Ravens must produce December to remember

December 10, 2006|By DAVID STEELE

Starting with the first day of training camp every season, the Ravens talk about December. It arrived later for them than for all but one other team this year, but it's here now. This is what the Ravens say they prepare for, and this is when they say they must, and usually do, hit their stride.

They'd better be right this year. Too much is at stake this time around for their schedule to be off.

The Ravens' belief in their credo - that everything they do during training camp and the season is directed toward being stronger and fresher than their opponents during the final month - gets a major test starting today in Kansas City. With four games to go, the Ravens can't afford to slip up if they want to get the bye they covet, and the home-field advantage throughout the AFC playoffs that's within reach.

As this final month approached and their post-bye, post-coordinator-switch winning streak reached five games, the Ravens talked a lot about how they were finally, after all the stumbles and hitches, getting the offense in sync, how all three phases - offense, defense and special teams - were clicking, and how their time was approaching.

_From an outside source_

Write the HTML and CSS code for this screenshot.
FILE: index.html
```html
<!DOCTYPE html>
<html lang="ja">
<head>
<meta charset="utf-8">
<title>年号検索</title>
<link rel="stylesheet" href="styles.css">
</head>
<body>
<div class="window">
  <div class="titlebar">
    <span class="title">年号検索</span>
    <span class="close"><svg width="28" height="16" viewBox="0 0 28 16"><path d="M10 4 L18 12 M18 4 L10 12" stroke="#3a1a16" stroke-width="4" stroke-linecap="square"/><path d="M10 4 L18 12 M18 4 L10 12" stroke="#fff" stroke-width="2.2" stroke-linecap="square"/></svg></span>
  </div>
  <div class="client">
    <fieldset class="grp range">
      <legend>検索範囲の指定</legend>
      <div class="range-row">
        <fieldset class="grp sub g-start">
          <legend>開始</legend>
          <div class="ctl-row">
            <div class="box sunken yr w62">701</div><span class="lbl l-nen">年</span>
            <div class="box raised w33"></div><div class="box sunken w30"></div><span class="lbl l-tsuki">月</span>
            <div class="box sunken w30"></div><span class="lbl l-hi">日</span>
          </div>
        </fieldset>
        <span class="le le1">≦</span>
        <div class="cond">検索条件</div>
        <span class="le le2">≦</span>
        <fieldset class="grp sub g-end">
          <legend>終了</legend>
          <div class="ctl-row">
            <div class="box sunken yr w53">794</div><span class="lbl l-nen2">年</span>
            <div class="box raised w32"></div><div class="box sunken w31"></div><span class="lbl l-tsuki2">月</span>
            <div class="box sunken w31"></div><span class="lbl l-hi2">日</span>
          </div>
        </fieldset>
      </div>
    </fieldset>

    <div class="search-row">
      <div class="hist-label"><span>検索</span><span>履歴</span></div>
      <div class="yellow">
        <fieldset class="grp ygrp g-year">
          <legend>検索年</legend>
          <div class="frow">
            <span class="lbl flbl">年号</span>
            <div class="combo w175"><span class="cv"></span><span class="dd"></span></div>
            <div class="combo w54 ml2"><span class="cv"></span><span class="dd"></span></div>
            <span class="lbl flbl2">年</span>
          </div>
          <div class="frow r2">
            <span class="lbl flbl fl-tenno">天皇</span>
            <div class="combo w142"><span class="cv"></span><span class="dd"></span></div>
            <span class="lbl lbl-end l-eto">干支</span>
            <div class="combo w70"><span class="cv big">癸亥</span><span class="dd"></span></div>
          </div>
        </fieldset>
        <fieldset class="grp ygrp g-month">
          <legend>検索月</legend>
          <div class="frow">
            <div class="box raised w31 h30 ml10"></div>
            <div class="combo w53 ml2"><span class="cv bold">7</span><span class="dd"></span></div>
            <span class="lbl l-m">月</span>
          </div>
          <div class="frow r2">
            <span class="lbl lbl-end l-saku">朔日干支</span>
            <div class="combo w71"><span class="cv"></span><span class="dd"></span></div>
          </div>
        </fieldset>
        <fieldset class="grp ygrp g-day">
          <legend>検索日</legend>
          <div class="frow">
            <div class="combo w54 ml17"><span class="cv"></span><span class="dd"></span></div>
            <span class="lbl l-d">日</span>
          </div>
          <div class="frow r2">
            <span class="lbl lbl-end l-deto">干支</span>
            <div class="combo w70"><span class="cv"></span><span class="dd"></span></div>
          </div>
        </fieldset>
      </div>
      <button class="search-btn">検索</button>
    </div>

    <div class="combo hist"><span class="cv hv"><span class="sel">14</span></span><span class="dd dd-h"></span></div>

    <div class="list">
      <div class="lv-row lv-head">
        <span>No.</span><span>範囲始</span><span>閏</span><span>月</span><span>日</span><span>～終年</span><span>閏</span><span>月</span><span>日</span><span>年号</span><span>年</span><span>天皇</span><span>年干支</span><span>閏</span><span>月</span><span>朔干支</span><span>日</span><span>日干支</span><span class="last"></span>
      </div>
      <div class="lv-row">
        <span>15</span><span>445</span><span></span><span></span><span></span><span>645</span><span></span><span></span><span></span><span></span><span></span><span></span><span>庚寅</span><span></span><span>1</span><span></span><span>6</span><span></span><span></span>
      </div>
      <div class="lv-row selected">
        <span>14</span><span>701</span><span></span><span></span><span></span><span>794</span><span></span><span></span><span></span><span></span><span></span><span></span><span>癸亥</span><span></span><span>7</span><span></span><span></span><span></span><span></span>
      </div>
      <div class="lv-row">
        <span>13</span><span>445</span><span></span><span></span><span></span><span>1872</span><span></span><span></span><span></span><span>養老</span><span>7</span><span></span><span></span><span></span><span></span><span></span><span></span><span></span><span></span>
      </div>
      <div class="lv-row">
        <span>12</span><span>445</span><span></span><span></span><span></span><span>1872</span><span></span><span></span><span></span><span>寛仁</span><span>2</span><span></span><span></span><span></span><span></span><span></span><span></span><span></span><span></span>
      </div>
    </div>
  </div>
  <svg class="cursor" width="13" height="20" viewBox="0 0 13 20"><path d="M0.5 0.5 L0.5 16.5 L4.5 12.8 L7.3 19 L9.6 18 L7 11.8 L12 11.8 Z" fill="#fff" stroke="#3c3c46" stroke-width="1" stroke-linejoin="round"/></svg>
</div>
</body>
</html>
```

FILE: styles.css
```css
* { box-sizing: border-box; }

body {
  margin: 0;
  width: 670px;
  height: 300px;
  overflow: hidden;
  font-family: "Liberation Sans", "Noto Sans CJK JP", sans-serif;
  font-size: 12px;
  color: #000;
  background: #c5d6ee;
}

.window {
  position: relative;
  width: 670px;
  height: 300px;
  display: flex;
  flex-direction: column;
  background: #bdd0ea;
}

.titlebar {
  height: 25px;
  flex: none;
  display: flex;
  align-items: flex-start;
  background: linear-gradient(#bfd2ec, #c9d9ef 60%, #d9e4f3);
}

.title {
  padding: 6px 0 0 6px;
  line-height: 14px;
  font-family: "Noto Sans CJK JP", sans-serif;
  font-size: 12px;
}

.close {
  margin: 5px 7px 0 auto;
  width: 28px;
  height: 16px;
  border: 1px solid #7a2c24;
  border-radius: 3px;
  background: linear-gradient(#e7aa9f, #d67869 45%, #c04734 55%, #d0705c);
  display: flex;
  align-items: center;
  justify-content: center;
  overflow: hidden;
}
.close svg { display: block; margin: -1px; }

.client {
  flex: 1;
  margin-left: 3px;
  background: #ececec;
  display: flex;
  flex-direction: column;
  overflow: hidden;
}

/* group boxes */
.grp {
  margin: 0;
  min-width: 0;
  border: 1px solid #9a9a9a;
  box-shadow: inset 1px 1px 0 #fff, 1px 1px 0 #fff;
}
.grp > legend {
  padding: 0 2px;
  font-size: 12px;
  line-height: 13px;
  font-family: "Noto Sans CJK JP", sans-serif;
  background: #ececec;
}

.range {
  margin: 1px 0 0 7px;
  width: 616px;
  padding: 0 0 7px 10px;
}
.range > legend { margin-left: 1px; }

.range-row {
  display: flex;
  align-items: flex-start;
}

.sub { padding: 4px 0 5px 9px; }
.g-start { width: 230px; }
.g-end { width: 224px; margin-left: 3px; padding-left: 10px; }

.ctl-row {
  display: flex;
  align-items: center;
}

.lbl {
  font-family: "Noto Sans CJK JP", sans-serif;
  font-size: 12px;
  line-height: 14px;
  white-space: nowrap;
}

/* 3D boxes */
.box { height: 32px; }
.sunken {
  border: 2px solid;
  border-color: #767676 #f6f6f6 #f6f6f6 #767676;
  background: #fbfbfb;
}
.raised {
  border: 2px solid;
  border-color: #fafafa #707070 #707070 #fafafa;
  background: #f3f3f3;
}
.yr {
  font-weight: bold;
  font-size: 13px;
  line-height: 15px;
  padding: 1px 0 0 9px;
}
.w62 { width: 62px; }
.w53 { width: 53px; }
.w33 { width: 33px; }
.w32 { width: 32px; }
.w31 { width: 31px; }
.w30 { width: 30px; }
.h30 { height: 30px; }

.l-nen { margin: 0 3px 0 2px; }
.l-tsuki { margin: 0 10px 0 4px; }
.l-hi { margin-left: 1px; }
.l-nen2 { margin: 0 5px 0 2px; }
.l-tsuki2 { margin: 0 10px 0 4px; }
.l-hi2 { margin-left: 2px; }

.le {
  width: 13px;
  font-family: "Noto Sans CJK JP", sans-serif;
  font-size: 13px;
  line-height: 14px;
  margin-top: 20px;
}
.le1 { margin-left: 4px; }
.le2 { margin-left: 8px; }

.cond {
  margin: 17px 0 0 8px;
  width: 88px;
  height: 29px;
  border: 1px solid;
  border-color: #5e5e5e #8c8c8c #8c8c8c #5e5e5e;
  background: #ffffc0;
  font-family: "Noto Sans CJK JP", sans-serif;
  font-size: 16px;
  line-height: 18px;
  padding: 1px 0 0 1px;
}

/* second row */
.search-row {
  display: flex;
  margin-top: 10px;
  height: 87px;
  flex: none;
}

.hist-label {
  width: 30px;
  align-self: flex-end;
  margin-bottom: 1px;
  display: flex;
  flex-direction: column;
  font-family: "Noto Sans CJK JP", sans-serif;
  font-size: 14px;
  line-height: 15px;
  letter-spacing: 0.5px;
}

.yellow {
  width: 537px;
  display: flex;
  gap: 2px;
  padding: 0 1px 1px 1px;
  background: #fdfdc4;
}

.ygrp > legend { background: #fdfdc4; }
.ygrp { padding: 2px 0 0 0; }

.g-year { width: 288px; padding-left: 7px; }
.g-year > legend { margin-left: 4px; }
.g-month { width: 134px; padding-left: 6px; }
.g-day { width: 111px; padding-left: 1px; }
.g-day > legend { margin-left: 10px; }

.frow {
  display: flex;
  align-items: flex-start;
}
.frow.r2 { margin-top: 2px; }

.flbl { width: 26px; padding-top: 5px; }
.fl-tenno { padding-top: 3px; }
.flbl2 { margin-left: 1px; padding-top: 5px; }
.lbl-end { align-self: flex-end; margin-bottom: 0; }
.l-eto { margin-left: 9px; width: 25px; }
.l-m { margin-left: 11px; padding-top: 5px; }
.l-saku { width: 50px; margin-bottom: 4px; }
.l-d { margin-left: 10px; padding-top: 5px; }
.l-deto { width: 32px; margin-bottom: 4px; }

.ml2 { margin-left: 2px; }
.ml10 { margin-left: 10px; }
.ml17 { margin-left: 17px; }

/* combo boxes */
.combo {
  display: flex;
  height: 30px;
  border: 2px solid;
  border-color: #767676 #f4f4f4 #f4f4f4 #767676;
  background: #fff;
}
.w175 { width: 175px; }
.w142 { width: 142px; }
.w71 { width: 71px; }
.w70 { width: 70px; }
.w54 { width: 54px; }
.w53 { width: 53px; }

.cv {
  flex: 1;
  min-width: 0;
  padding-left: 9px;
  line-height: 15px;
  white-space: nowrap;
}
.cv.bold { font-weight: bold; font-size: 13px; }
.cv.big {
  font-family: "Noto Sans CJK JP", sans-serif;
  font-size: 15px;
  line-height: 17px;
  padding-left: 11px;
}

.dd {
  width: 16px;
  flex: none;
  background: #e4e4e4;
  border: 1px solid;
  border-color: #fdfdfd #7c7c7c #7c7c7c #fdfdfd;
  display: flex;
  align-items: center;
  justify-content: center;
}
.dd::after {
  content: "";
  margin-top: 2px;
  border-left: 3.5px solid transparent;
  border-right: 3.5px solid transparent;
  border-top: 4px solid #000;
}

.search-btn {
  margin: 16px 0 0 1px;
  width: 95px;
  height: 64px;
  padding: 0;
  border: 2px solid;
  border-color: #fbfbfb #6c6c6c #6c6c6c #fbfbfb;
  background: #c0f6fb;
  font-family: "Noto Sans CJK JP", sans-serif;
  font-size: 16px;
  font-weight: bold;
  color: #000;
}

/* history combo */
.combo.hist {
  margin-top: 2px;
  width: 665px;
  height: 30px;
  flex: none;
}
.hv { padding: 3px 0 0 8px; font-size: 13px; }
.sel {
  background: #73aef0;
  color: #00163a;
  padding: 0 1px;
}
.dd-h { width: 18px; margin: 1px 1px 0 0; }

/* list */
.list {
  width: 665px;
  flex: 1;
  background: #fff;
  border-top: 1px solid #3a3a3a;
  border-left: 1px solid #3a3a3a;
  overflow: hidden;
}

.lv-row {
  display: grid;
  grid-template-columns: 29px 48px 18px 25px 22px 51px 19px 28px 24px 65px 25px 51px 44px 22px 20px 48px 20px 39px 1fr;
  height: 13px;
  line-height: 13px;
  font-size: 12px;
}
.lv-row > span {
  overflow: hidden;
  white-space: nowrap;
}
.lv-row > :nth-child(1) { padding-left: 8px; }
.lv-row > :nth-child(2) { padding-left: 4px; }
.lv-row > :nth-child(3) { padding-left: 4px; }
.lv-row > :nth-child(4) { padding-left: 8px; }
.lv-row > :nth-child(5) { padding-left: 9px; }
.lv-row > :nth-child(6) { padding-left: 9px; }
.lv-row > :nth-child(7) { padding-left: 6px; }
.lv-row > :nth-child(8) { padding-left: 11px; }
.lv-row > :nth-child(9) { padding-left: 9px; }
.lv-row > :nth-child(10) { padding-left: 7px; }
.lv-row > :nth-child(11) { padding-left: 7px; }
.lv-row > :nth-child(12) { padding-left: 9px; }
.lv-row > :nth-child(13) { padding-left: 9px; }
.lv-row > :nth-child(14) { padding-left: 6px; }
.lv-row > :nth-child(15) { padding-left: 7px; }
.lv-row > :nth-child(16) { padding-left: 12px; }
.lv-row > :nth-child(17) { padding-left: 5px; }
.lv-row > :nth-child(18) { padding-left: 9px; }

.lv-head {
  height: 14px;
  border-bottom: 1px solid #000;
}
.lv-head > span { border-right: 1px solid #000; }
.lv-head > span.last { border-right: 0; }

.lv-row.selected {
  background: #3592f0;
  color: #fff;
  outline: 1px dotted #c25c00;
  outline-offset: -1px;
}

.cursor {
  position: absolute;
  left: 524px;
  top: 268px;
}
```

The last of those five straight wins was near-perfection, a 27-0 victory against the Pittsburgh Steelers at home, and the Ravens reveled in it, particularly in how they were more physical than their opponent in every matchup. They ran the ball with power unseen much of the season, erased the Steelers' running game, bludgeoned Ben Roethlisberger and dominated all over the field.

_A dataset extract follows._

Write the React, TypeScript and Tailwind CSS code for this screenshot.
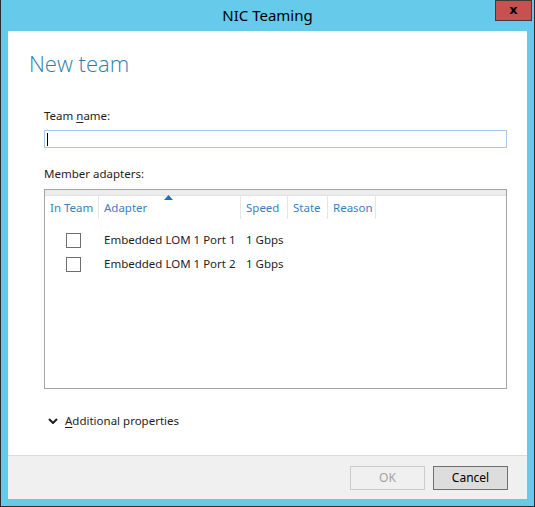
import React from "react";

// NIC Teaming dialog – Windows Server 2012 look

const font = { fontFamily: '"Noto Sans", "Open Sans", sans-serif' };

const columns = [
  { label: "In Team", w: "w-[54px]" },
  { label: "Adapter", w: "w-[142px]", sorted: true },
  { label: "Speed", w: "w-[47px]" },
  { label: "State", w: "w-[40px]" },
  { label: "Reason", w: "w-[48px]" },
];

const adapters = [
  { name: "Embedded LOM 1 Port 1", speed: "1 Gbps" },
  { name: "Embedded LOM 1 Port 2", speed: "1 Gbps" },
];

export default function App() {
  return (
    <div className="w-[535px] h-[507px] bg-[#66cbea] border-x border-b border-[#2d2d2d] flex flex-col relative" style={font}>
      {/* Title bar */}
      <div className="h-[31px] flex items-center justify-center text-[15px] text-black shrink-0 pb-[1px]">
        NIC Teaming
      </div>
      <button className="absolute top-0 right-[2px] w-[37px] h-[21px] bg-[#c75050] border border-[#3c3c3c] flex items-center justify-center">
        <span className="text-[13px] font-bold leading-none text-black -mt-[2px]" style={{ fontFamily: '"DejaVu Sans", sans-serif' }}>x</span>
      </button>

      <div className="flex-1 mx-[7px] mb-[7px] flex flex-col">
        {/* Main content */}
        <div className="flex-1 bg-white flex flex-col">
          <h1 className="ml-[21px] mt-[17px] text-[22px] font-light text-[#2e7eaa] leading-[30px]" style={{ fontFamily: '"Open Sans", sans-serif' }}>
            New team
          </h1>

          <div className="ml-[36px] mr-[20px] mt-[30px] text-[11.5px] text-[#1e1e1e]">
            <div className="leading-[16px]">
              Team <span className="underline underline-offset-2">n</span>ame:
            </div>
            <div className="mt-[6px] h-[18px] border border-[#a8c8e6] flex items-center pl-[2px]">
              <div className="w-[1px] h-[13px] bg-black" />
            </div>

            <div className="mt-[18px] leading-[16px]">Member adapters:</div>

            {/* Adapter list */}
            <div className="mt-[7px] h-[200px] border border-[#a5a5a5] flex flex-col">
              <div className="h-[6px] bg-[#ececec] border-b border-[#e2e2e2]" />
              <div className="flex h-[23px]">
                {columns.map((c) => (
                  <div key={c.label} className={`${c.w} relative border-r border-[#e6e6e6] flex items-center pl-[5px] text-[#3a80c6]`}>
                    {c.sorted && (
                      <svg className="absolute top-[-1px] left-[65px]" width="9" height="5" viewBox="0 0 9 5">
                        <path d="M0 5 L4.5 0 L9 5 Z" fill="#1f6fc0" />
                      </svg>
                    )}
                    {c.label}
                  </div>
                ))}
              </div>
              <div className="mt-[14px] flex flex-col gap-[10px]">
                {adapters.map((a) => (
                  <div key={a.name} className="flex items-center h-[14px]">
                    <div className="w-[54px] flex pl-[21px]">
                      <div className="w-[15px] h-[15px] border border-[#6f6f6f] bg-white" />
                    </div>
                    <div className="w-[142px] pl-[5px] whitespace-nowrap">{a.name}</div>
                    <div className="pl-[5px] whitespace-nowrap">{a.speed}</div>
                  </div>
                ))}
              </div>
            </div>

            <div className="mt-[24px] flex items-center gap-[7px]">
              <svg width="10" height="6" viewBox="0 0 10 6" className="ml-[4px]">
                <path d="M1 1 L5 5 L9 1" stroke="#1e1e1e" strokeWidth="2" fill="none" />
              </svg>
              <span className="leading-[16px]">
                <span className="underline underline-offset-2">A</span>dditional properties
              </span>
            </div>
          </div>
        </div>

        {/* Footer */}
        <div className="h-[44px] bg-[#f0f0f0] border-t border-[#dcdcdc] flex items-center justify-end gap-[8px] pr-[19px] pt-[1px] shrink-0">
          <button className="w-[75px] h-[24px] border border-[#cbcbcb] bg-[#f0f0f0] text-[12px] text-[#a3a3a3]">
            OK
          </button>
          <button className="w-[75px] h-[24px] border border-[#707070] bg-[#dddddd] text-[12px] text-black">
            Cancel
          </button>
        </div>
      </div>
    </div>
  );
}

Ravens football, they said, rightfully so. That's exactly what they displayed that day, and it seemed as if they had, at long last, turned the corner.

"This is how we're supposed to be playing this time of year," linebacker Bart Scott said after the Steelers win. "We know what we're playing for. We know what we have to do to be ready each week. Mentally and physically, you're sharp, you're ready. This is when you earn your way into the playoffs."

It seemed as if it all justified the lighter touch Brian Billick had applied in practice, to keep them from wearing down, to get them at their peak when other teams were feeling the bumps and bruises more than the Ravens were.

That's always been the plan, and typically, it's praised by the public when the Ravens win late in the season and shouted down when they lose.

The praise flooded in after the Pittsburgh game. When they lost four days later in Cincinnati - yes, on a much shorter turnaround than usual, but still a loss - the doubters found their voices.

That loss, by the way, came on the day before December began. Thus, the doubts were doubled.

Now, one loss can be blown out of proportion easily, even after five wins in a row, even when the record is 9-3 and the division lead is two games. Factor in this, as well: So far, in each of the three NFL Network Thursday games so far, and in one of the Thanksgiving afternoon games, the road team (at a presumed disadvantage because of travel) has lost.

Still, the defeat by the Bengals has only increased the white-knuckle atmosphere that surely will surround every Ravens game from here on out - none more than this afternoon in one of the NFL's more inhospitable outposts.

The Ravens' season not only will be determined, but defined, by the two remaining road games, today and on Christmas Eve in Pittsburgh. Winning on the road, in the bitter cold, against other teams with something to fight for (or even with nothing to fight for), changes everybody's perception of a team.

Now, every loss, even in tough road venues, will be magnified, and the way they play will be under even more of a microscope. Looking tired after a short week in Cincinnati is one thing. Looking tired today, after all the days off, the virtual "bye week" the players were so relieved to get, is another.

Not to say that they'll look tired, or that it would be the reason if they lose to the Chiefs. But hitting a wall now would go against everything they've said they stand for all year and in previous years.

The numbers back them up. In their three playoff seasons - 2000, 2001 and 2003 - the Ravens were 8-3 in the regular season in December and January. Even last year, when they were out of it by December, they finished 3-2.

In 2004, they were 2-3. The finish cost them an almost-certain playoff berth. Two of the defeats were in Indianapolis and, in a rout, in Pittsburgh, and their last November game was just as ugly, in New England.

This is a different team, and every sign points to them finishing more like their playoff predecessors.

But that's what December is all about, separating teams that make the playoffs from ones that just talk about it.